• Oct 30th 2009, 08:02 AM
Android

2Sin^2(x+pi/4) = 1 + Sin2x

I was thinking that I have to include cofunctions somehow, but have no idea how! This has been bugging me for too long! (Headbang)

Thanks!
Andrew
• Oct 30th 2009, 08:21 AM
ramiee2010
Quote:

Originally Posted by Android

2Sin^2(x+pi/4) = 1 + Sin2x

I was thinking that I have to include cofunctions somehow, but have no idea how!

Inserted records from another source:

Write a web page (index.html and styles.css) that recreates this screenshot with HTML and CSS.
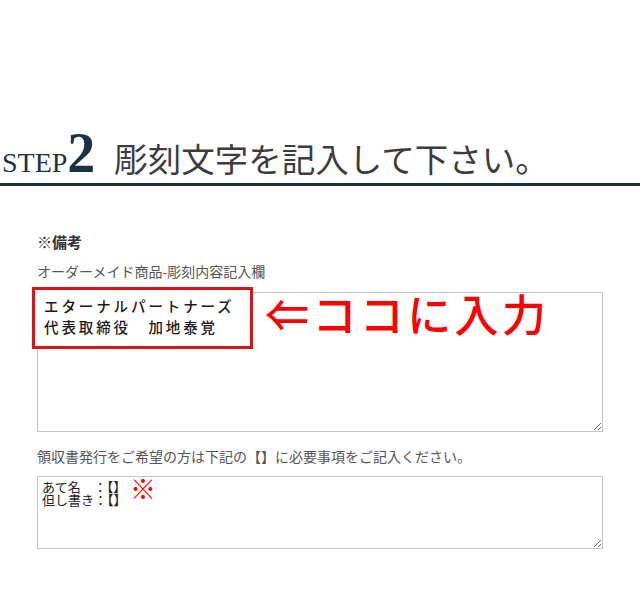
FILE: index.html
```html
<!DOCTYPE html>
<html lang="ja">
<head>
<meta charset="utf-8">
<title>彫刻文字を記入して下さい。</title>
<link rel="stylesheet" href="styles.css">
</head>
<body>
<header class="step-head">
  <h2 class="step-title"><span class="step-label">STEP</span><span class="step-num">2</span><span class="step-text">彫刻文字を記入して下さい。</span></h2>
</header>
<section class="form">
  <p class="note-title">※備考</p>
  <p class="field-label">オーダーメイド商品-彫刻内容記入欄</p>
  <div class="field engrave">
    <textarea class="box box-large" aria-label="オーダーメイド商品-彫刻内容記入欄"></textarea>
    <div class="sample">
      <div class="sample-card">
        <div class="sample-line">エターナルパートナーズ</div>
        <div class="sample-line">代表取締役　加地泰覚</div>
      </div>
      <div class="sample-hint">⇐ココに入力</div>
    </div>
  </div>
  <p class="field-label receipt-label">領収書発行をご希望の方は下記の【】に必要事項をご記入ください。</p>
  <div class="field receipt">
    <textarea class="box box-small" aria-label="領収書">あて名　：【】
但し書き：【】</textarea>
    <span class="mark">※</span>
  </div>
</section>
</body>
</html>
```
FILE: styles.css
```css
html, body {
  margin: 0;
  padding: 0;
  background: #fff;
}

body {
  width: 640px;
  font-family: "Noto Sans CJK JP", "Noto Sans", sans-serif;
  color: #333;
}

.step-head {
  padding-top: 126px;
  border-bottom: 3px solid #1b3244;
}

.step-title {
  margin: 0;
  padding: 0 0 0 2px;
  height: 57px;
  display: flex;
  align-items: baseline;
  font-weight: normal;
  line-height: 54px;
}

.step-label {
  font-family: "Liberation Serif", serif;
  font-size: 28px;
  color: #1b3244;
}

.step-num {
  font-family: "Liberation Serif", serif;
  font-weight: bold;
  font-size: 56px;
  color: #1b3244;
}

.step-text {
  font-family: "Noto Sans CJK JP", sans-serif;
  font-size: 33.5px;
  color: #3c3c3c;
  margin-left: 19px;
}

.form {
  padding: 46px 37px 0 37px;
  width: 566px;
}

.note-title {
  margin: 0;
  font-size: 15px;
  font-weight: bold;
  line-height: 20px;
  color: #333;
}

.field-label {
  margin: 9px 0 0;
  font-size: 14px;
  line-height: 20px;
  color: #555;
}

.field {
  position: relative;
  margin-top: 11px;
}

.box {
  display: block;
  box-sizing: border-box;
  width: 566px;
  margin: 0;
  border: 1px solid #c4c4c4;
  border-radius: 0;
  background: #fff;
  resize: vertical;
  outline: none;
}

.box-large {
  height: 140px;
}

.box-small {
  height: 73px;
  padding: 3px 3px 3px 4px;
  font-family: "Noto Sans CJK JP", sans-serif;
  font-size: 13px;
  line-height: 13px;
  color: #222;
}

.receipt-label {
  margin-top: 14px;
}

.receipt {
  margin-top: 10px;
}

/* sample entry overlaid on the engraving field */
.sample {
  position: absolute;
  left: -5px;
  top: -5px;
  display: flex;
  align-items: flex-start;
}

.sample-card {
  box-sizing: border-box;
  width: 221px;
  height: 62px;
  padding: 5px 0 0 9px;
  border: 3px solid #d8121b;
  background: #fff;
  display: flex;
  flex-direction: column;
  font-family: "Noto Sans CJK JP", serif;
  font-size: 14.5px;
  font-weight: 500;
  letter-spacing: 2.9px;
  color: #1a1a1a;
}

.sample-line {
  height: 21px;
  line-height: 21px;
  white-space: nowrap;
}

.sample-hint {
  margin: 0 0 0 12px;
  font-size: 44px;
  font-weight: 500;
  line-height: 52px;
  color: #f00;
  letter-spacing: 3.4px;
}

.mark {
  position: absolute;
  left: 93px;
  top: -2px;
  font-size: 26px;
  line-height: 28px;
  color: #f00;
}
```
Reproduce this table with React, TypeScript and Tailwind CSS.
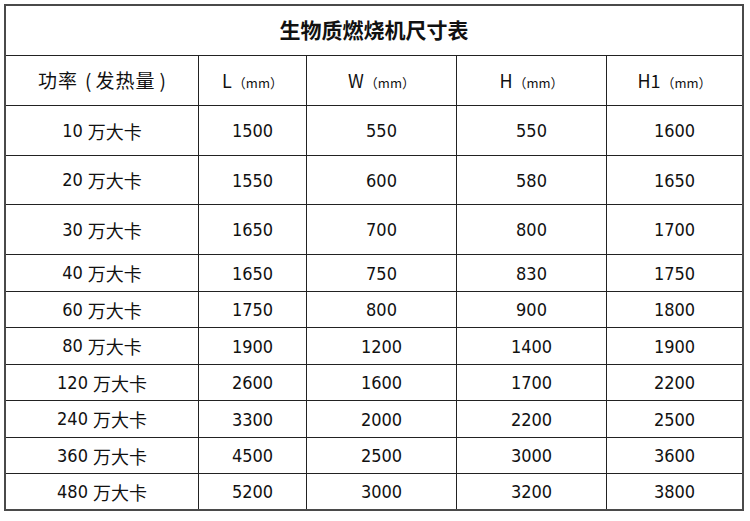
import React from "react";

const rows: [string, string, string, string, string, number][] = [
  ["10", "1500", "550", "550", "1600", 50],
  ["20", "1550", "600", "580", "1650", 49],
  ["30", "1650", "700", "800", "1700", 50],
  ["40", "1650", "750", "830", "1750", 37],
  ["60", "1750", "800", "900", "1800", 36],
  ["80", "1900", "1200", "1400", "1900", 37],
  ["120", "2600", "1600", "1700", "2200", 36],
  ["240", "3300", "2000", "2200", "2500", 37],
  ["360", "4500", "2500", "3000", "3600", 36],
  ["480", "5200", "3000", "3200", "3800", 35],
];

const cjk = { fontFamily: '"Noto Sans CJK SC", "Noto Sans", sans-serif' };
const num = { fontFamily: '"DejaVu Sans Condensed", "DejaVu Sans", "Noto Sans CJK SC", sans-serif' };

function HeadCell({ main, last }: { main: string; last?: boolean }) {
  return (
    <div
      className={`flex items-center justify-center text-[#111] ${last ? "" : "border-r border-[#222]"}`}
      style={cjk}
    >
      <span className="flex items-baseline">
        <span className="text-[18px]">{main}</span>
        <span className="text-[13px] ml-[1px]">（mm）</span>
      </span>
    </div>
  );
}

export default function App() {
  return (
    <div className="w-[750px] h-[521px] bg-white">
      <div className="ml-[4px] pt-[4px]">
        <div className="w-[740px] border-2 border-[#4a4a4a] bg-white">
          <div
            className="h-[50px] border-b border-[#222] flex items-center justify-center text-[21px] font-bold text-[#111] pb-[1px]"
            style={cjk}
          >
            生物质燃烧机尺寸表
          </div>
          <div className="grid grid-cols-[193px_108px_150px_150px_135px] h-[50px] border-b border-[#222]">
            <div
              className="flex items-center justify-center border-r border-[#222] text-[19px] text-[#111]"
              style={cjk}
            >
              <span className="flex items-baseline">
                <span className="tracking-[1px]">功率</span>
                <span className="ml-[7px] mr-[4px]">(</span>
                <span className="tracking-[1px]">发热量</span>
                <span className="ml-[4px]">)</span>
              </span>
            </div>
            <HeadCell main="L" />
            <HeadCell main="W" />
            <HeadCell main="H" />
            <HeadCell main="H1" last />
          </div>
          {rows.map((r, i) => (
            <div
              key={r[0]}
              className={`grid grid-cols-[193px_108px_150px_150px_135px] ${
                i < rows.length - 1 ? "border-b border-[#222]" : ""
              }`}
              style={{ height: r[5] }}
            >
              <div className="flex items-center justify-center border-r border-[#222] text-[#111]">
                <span className="text-[18px] leading-none" style={num}>
                  {r[0]}
                </span>
                <span className="text-[18px] leading-none ml-[5px]" style={cjk}>
                  万大卡
                </span>
              </div>
              {[r[1], r[2], r[3], r[4]].map((v, j) => (
                <div
                  key={j}
                  className={`flex items-center justify-center text-[18px] text-[#111] ${
                    j < 3 ? "border-r border-[#222]" : ""
                  }`}
                  style={num}
                >
                  {v}
                </div>
              ))}
            </div>
          ))}
        </div>
      </div>
    </div>
  );
}
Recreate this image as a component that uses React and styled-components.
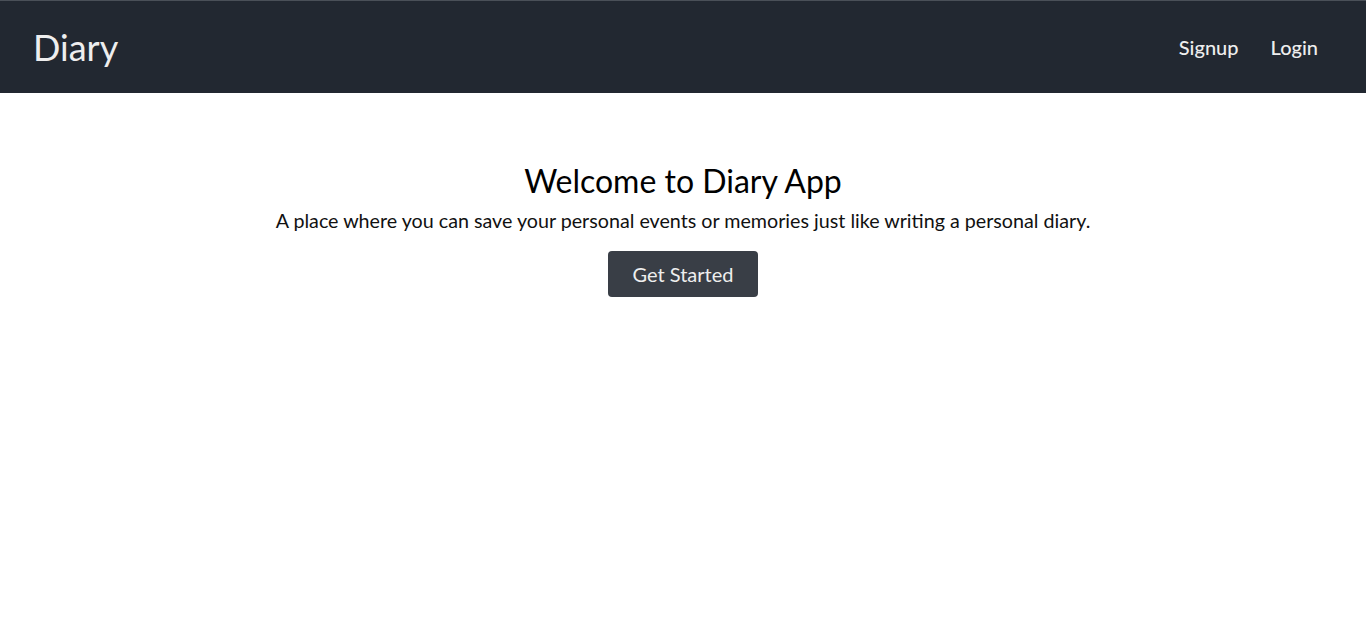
import styled, { createGlobalStyle } from 'styled-components';

const GlobalStyle = createGlobalStyle`
  body {
    margin: 0;
    background: #ffffff;
    font-family: Lato, "Open Sans", sans-serif;
  }
`;

export default function App() {
  return (
    <>
      <GlobalStyle />
      <Navbar>
        <Brand>Diary</Brand>
        <NavLinks>
          <NavLink>Signup</NavLink>
          <NavLink>Login</NavLink>
        </NavLinks>
      </Navbar>
      <Hero>
        <Title>Welcome to Diary App</Title>
        <Lead>
          A place where you can save your personal events or memories just like
          writing a personal diary.
        </Lead>
        <StartButton>Get Started</StartButton>
      </Hero>
    </>
  );
}

const Navbar = styled.nav`
  height: 92px;
  border-top: 1px solid #4a5058;
  background: #222831;
  display: flex;
  align-items: center;
  justify-content: space-between;
  padding: 0 48px 0 33px;
`;

const Brand = styled.span`
  color: #eeeeee;
  font-size: 36px;
  font-weight: 400;
`;

const NavLinks = styled.div`
  display: flex;
  gap: 32px;
`;

const NavLink = styled.span`
  color: #eeeeee;
  font-size: 20px;
  font-weight: 500;
  cursor: pointer;
`;

const Hero = styled.main`
  display: flex;
  flex-direction: column;
  align-items: center;
  padding-top: 68px;
`;

const Title = styled.h1`
  margin: 0;
  color: #000;
  font-size: 32px;
  font-weight: 400;
  line-height: 40px;
`;

const Lead = styled.p`
  margin: 8px 0 0;
  color: #111;
  font-size: 19.7px;
  line-height: 24px;
`;

const StartButton = styled.button`
  margin-top: 18px;
  width: 150px;
  height: 46px;
  border: none;
  border-radius: 4px;
  background: #393e46;
  color: #eeeeee;
  font-family: Lato, sans-serif;
  font-size: 20px;
`;
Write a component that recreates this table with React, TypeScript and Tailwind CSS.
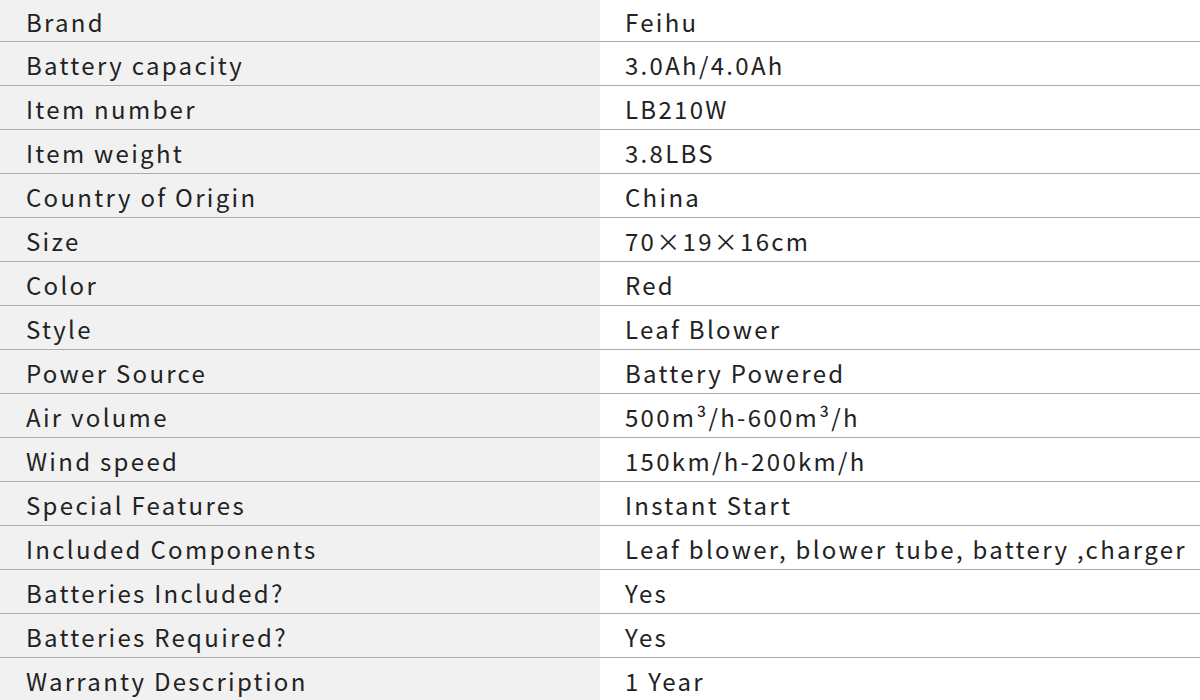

This has been bugging me for too long! (Headbang)

Thanks!
Andrew

use identity
$\cos {2x}= 1-2 \sin^2 {x}$
if stuck look spoiler
Spoiler:

$\cos {2x}= 1-2 \sin^2 {x} \quad \Rightarrow \quad \boxed {2 \sin^2 {x} = 1-\cos {2x}}$
$\therefore LHS=2Sin^2(x+pi/4)=1-\cos { \left ( 2 \cdot (x+ \frac {pi}{4}) \right ) }$
$=1- \cos { \left ( 2x+\frac{\pi}{2} \right )}=1+\sin {2x} =RHS$
• Oct 30th 2009, 08:39 AM
Android
That all makes perfect sense! Thank you SO much!